ロンドンを出発した私は、スペインに留学していた友人の萩内勝之(おぎうち・かつゆき)さんを訪ねました。

荻内さんは私と同郷で、私も通った兵庫県立加古川東高等学校で知り合った友人です。神戸市外国語大学に進学した後に、スペインに留学。帰国後は、スペインやラテン・アメリカの文学の研究や翻訳などに従事しました。

スペインの古典冒険小説「ドン・キホーテ」の翻訳や、「ドン・キホーテの食卓」などの著書があります。

今でも毎年一度は会う仲です。1967年春は、荻内さんと一緒に、スペインとポルトガルを旅行し、観光地を見てまわりました。

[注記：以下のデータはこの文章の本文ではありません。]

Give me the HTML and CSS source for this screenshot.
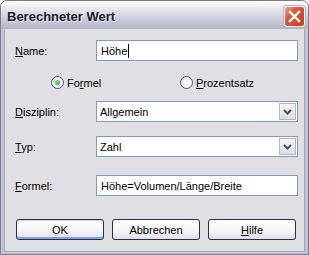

その後はひとりで、最終目的地、アメリカへ渡りました。

はじめは象徴的な場所、ニューヨークのエンパイア・ステートビルを目指して、マンハッタンの高層ビル群を歩きました。

それから、日本でアメリカ人観光客の通訳をするアルバイトで知り合ったお客さまの家を訪ねてまわりました。

また、兵庫県の実家の向かいの家で暮らし、アメリカ人の軍人と結婚して、アメリカで暮らす女性の家も訪ねました。

どの家も、映画やテレビで見ていたイメージ通りで、広い屋敷と庭は、最先端の家電製品に囲まれていました。マンハッタンとともに、アメリカの圧倒的なパワーを感じて帰国しました。

約1年の旅を回想すると、留学というより、休学して海外旅行をしていたようなものでした。

各国を回想すると、ドイツの思い出は、ほとんど残っていません。

大学に入る前は、当時GNP世界2位の経済大国、ドイツに憧れ、将来ドイツ人と交易する仕事に就きたいと思い、東京外国語大学に入学すると、ドイツ語を専攻しました。

しかし、実際にドイツに行くと、ゲルマン民族は真面目で勤勉だけれども、人や街に、明るさは少ないと感じました。

その一方で、イギリスとアメリカで見た、アンクロ・サクソン民族の文化は、パワフルでエネルギッシュ。

イタリアやフランス、スペインなどで見たラテン民族の文化は、陽気で華やか。

やがて、海外の人と仕事をするなら、ゲルマンよりも、アングロ・サクソンや、ラテンのほうが、私に合っている、と思うようになりました。

GNPという、表面的な数値の情報だけでドイツに憧れた自分には、残念な思いをしたけれど、民族や文化という根源と、その相性に気がついたことは、将来の仕事に役立ち、休学して海外旅行をした意義はあったと思います。

特に、イタリアやフランス、スペインの、ワインや食材の生産者さんとは、40〜50年の長い年月にわたり、輸入ビジネスのお付き合いが続き、毎年頻繁に行き来する仲です。

2025年も、ゴールデンウィークを利用して、妻の久美と一緒に、三国の人々を訪ねてきました。